On New Year’s Eve I met my online friend (just kidding, we go to the same university but for some reason we never make time for one another so we’re basically “online friends”. I know he’s going to hate me when he reads this ((not that theres anything wrong with online friends)).), Kiely, for lunch at Gyo-O. You can find his food blog here: Paradise By The Oven Light.
Gyo-O is located on Cambie at Sexsmith in Continental Centre. We noticed that its closed every second Wednesday. Kiely raised a very good point: how do we know if its a second Wednesday? Also, it’s good to know that they are “Cash Only”, one of my least favourite things about Richmond. I hate cash because its dirty. Plus, cash back credit cards? I’m not going to say no!
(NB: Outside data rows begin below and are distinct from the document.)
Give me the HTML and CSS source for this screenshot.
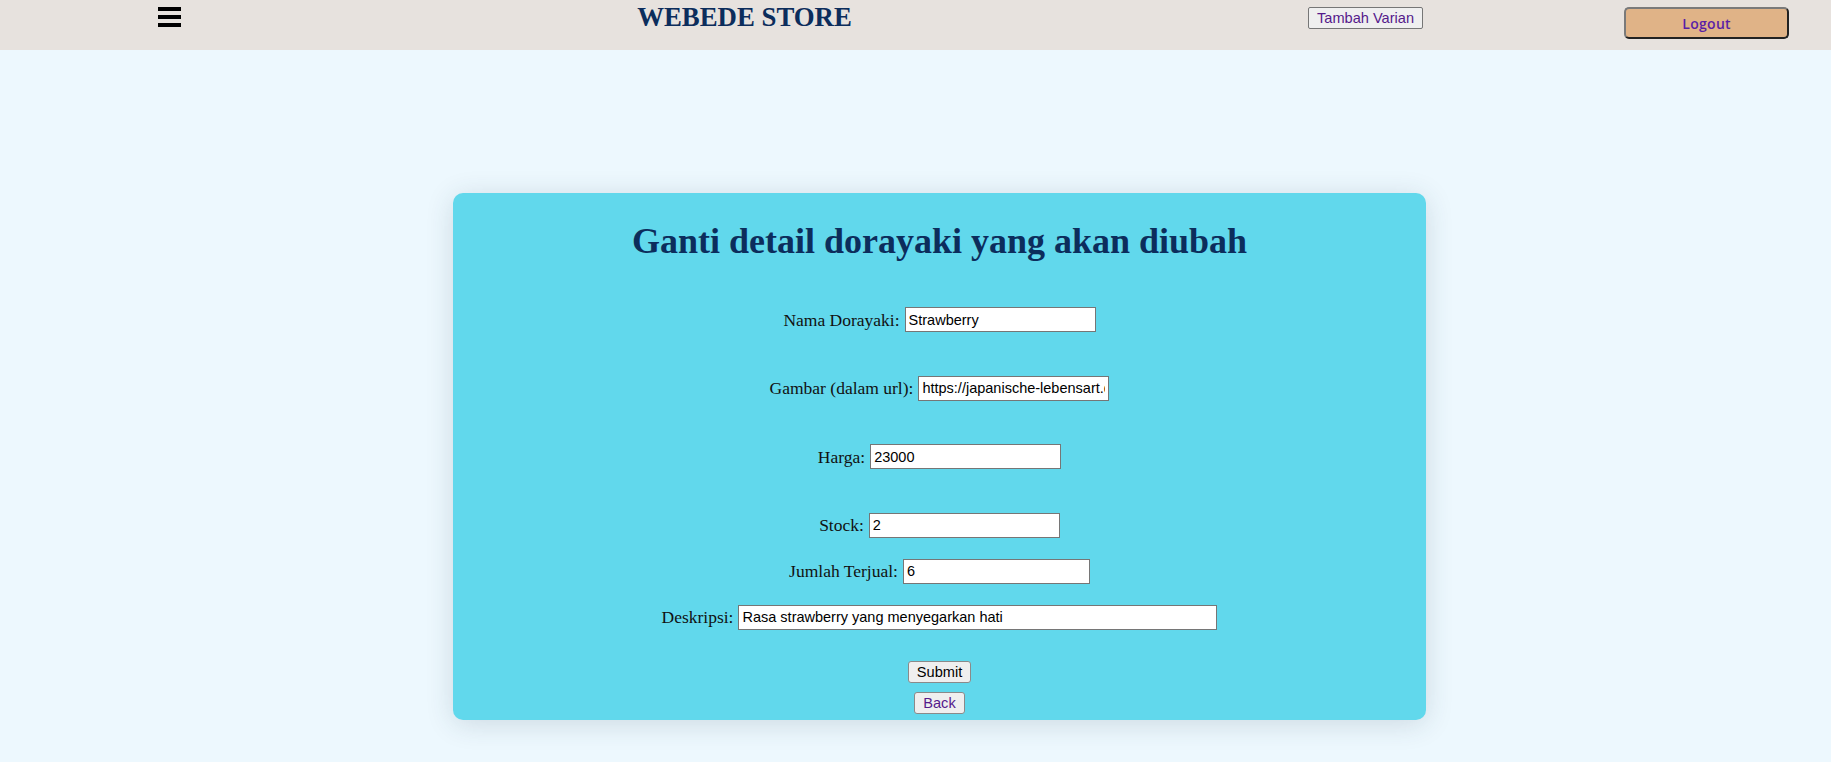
FILE: index.html
```html
<!DOCTYPE html>
<html lang="id">
<head>
<meta charset="utf-8">
<title>WEBEDE STORE - Ubah Dorayaki</title>
<link rel="stylesheet" href="styles.css">
</head>
<body>
<header class="topbar">
  <button class="menu-btn" type="button" aria-label="Menu"><span></span><span></span><span></span></button>
  <div class="brand">WEBEDE STORE</div>
  <button class="nav-btn" type="button"><a href="#">Tambah Varian</a></button>
  <button class="logout-btn" type="button"><a href="#">Logout</a></button>
</header>
<main class="page">
  <section class="card">
    <h1 class="card-title">Ganti detail dorayaki yang akan diubah</h1>
    <form class="edit-form">
      <div class="row spaced"><label for="nama">Nama Dorayaki:</label><input id="nama" class="field" type="text" value="Strawberry"></div>
      <div class="row spaced"><label for="gambar">Gambar (dalam url):</label><input id="gambar" class="field" type="text" value="https://japanische-lebensart.de/wp-content/uploads/dorayaki-strawberry.jpg"></div>
      <div class="row spaced"><label for="harga">Harga:</label><input id="harga" class="field" type="text" value="23000"></div>
      <div class="row tight"><label for="stock">Stock:</label><input id="stock" class="field" type="text" value="2"></div>
      <div class="row tight"><label for="terjual">Jumlah Terjual:</label><input id="terjual" class="field narrow" type="text" value="6"></div>
      <div class="row"><label for="deskripsi">Deskripsi:</label><input id="deskripsi" class="field wide" type="text" value="Rasa strawberry yang menyegarkan hati"></div>
      <div class="actions submit-wrap"><input class="btn" type="submit" value="Submit"></div>
      <div class="actions back-wrap"><button class="btn" type="button"><a href="#">Back</a></button></div>
    </form>
  </section>
</main>
</body>
</html>
```
FILE: styles.css
```css
html, body {
  margin: 0;
  padding: 0;
}
body {
  background: #edf8fe;
  font-family: "Liberation Serif", "Times New Roman", serif;
  min-height: 762px;
}
a {
  color: #551a8b;
  text-decoration: none;
}

/* ---------- top bar ---------- */
.topbar {
  display: flex;
  align-items: flex-start;
  height: 50px;
  background: #e7e2de;
  box-sizing: border-box;
}
.menu-btn {
  display: flex;
  flex-direction: column;
  justify-content: space-between;
  width: 23px;
  height: 20px;
  margin: 7px 0 0 158px;
  padding: 0;
  border: 0;
  background: transparent;
  cursor: pointer;
}
.menu-btn span {
  display: block;
  height: 4px;
  background: #000;
}
.brand {
  width: 215px;
  margin: 4px 0 0 456px;
  font-family: "Liberation Serif", "Times New Roman", serif;
  font-weight: bold;
  font-size: 26.8px;
  line-height: 27px;
  color: #0c2d5c;
  text-align: center;
  white-space: nowrap;
}
.nav-btn {
  margin: 7px 0 0 456px;
  height: 22px;
  padding: 0 8px;
  border: 1px solid #767676;
  border-radius: 2px;
  background: #efefef;
  font-family: "Liberation Sans", Arial, sans-serif;
  font-size: 14.6px;
  line-height: 20px;
  white-space: nowrap;
}
.logout-btn {
  margin: 7px 0 0 201px;
  width: 165px;
  height: 32px;
  padding: 0;
  border: 2px solid;
  border-color: #7a7a7a #222 #222 #7a7a7a;
  border-radius: 5px;
  background: #e0b387;
  font-family: "Open Sans", "Liberation Sans", sans-serif;
  font-weight: 600;
  font-size: 14px;
  letter-spacing: 0.3px;
}
.logout-btn a {
  color: #5a1fa6;
}

/* ---------- card ---------- */
.page {
  padding-top: 143px;
}
.card {
  width: 973px;
  margin-left: 453px;
  box-sizing: border-box;
  padding: 27px 0 6px;
  background: #61d8ec;
  border-radius: 10px;
  box-shadow: 0 4px 28px rgba(40, 60, 80, 0.16);
}
.card-title {
  margin: 0 0 45px;
  font-family: "Liberation Serif", "Times New Roman", serif;
  font-weight: bold;
  font-size: 36px;
  line-height: 42px;
  color: #0c2d5c;
  text-align: center;
}

/* ---------- form ---------- */
.row {
  display: flex;
  justify-content: center;
  align-items: center;
  gap: 5px;
  height: 25px;
  font-size: 17.5px;
  color: #111;
}
.row.spaced {
  margin-bottom: 43.5px;
}
.row.tight {
  margin-bottom: 21px;
}
.row label {
  line-height: 20px;
  white-space: nowrap;
}
.field {
  width: 191px;
  height: 25px;
  box-sizing: border-box;
  margin: 0;
  padding: 1px 3px;
  border: 1px solid #767676;
  border-radius: 0;
  background: #fff;
  font-family: "Liberation Sans", Arial, sans-serif;
  font-size: 14.5px;
  color: #000;
}
.field.narrow {
  width: 187px;
}
.field.wide {
  width: 479px;
}
.actions {
  display: flex;
  justify-content: center;
}
.submit-wrap {
  margin-top: 31.5px;
}
.back-wrap {
  margin-top: 9px;
}
.btn {
  height: 22px;
  margin: 0;
  padding: 0 8px;
  border: 1px solid #8a8a8a;
  border-radius: 3px;
  background: #efefef;
  font-family: "Liberation Sans", Arial, sans-serif;
  font-size: 14.6px;
  line-height: 20px;
  color: #000;
}
```
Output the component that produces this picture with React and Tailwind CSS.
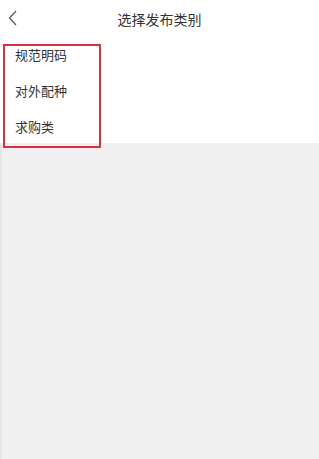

Gyo-O is part of the Gyoza King Group. Their original location, Gyoza King, is on Robson. They also own G-Men / Ramen Izakaya @ NanChuu 南廚 which used to be two separate restaurants in Richmond. And as well as Chicco Coffee & Dessert Bar (which I’ve never heard of… but give me a break, noob food blogger here okay?).
We arrived around 2 pm and waited for about 15 minutes before we were seated. The table was sticky.
The interior is absolutely gorgeous! I loved it so much. The walls are decorated with wooden planks with Japanese characters.
I ordered the Deepfried Chicken Bukkake Udon with Egg ($10.75). Its described as “Deepfried Chicken with Halh Boiled on Dry Udon”. The menu advised us: “Instead of dipping udon noodles in the sauce, it is served with sauce on the side to pour on the udon. Mix it together with our special dressing and poached egg. Since it isn’t served in soup, you are able to enjoy and indulge the original texture and flavor of our udon noodles. In Japan, people eat it cold in summer to survive the Japanese hot summer and they eat it hot during winter”.
This was a fun dish because it was interactive, in the sense that I had to do some preparations of my own by pouring in the sauce and mixing it in with the udon. Unfortunately, I found the special dressing to be too salty.
After mixing it, I was able to taste the original texture of the udon noodles, as promised by the menu. The udon noodles here were very chewy and slippery. I’m not sure if its because I’m biased and prefer udon noodles over other types of noodles or if it was good. The half boiled (aka poached, which by the way, was poached perfectly) egg made the liquid special dressing into a thick broth. However, ultimately I did find it to be salty and that took away from the dish. The flavour was one-dimensional otherwise, which is something I typically like about udon soups.
The chicken was delicious. It came with six pieces. The kara-age did become soggy with the broth but it went well together and I liked it.
Kiely ordered the Seafood Yukke Don ($10.75) (aka Kaisen Yukke Don). This is their most popular dish. Its “Chopped Tuna, Salmon, Squid, Prawn, Fishcake, Tako wasabi in marinated Sweet Soy sauce with Half Boiled Egg on Rice”. I’ve tried this on a previous visit and I can understand why its their most popular dish. Its meant to be mixed together (once you do mix it together, it does not look as appetizing) but it is absolutely amazing! Food heaven in a bowl. Kiely typically does not enjoy raw fish but he was okay with it in this dish as it was diced into small pieces and its fishiness was masked with the heavy marinade. He found it very fresh and enjoyed it very much.
In conclusion, we love Gyo-O! I definitely find myself craving Gyo-O but my mother (whom I dine with most frequently) prefers their sister, G-Men / Ramen Izakaya @ NanChuu 南廚. But I’m coming back!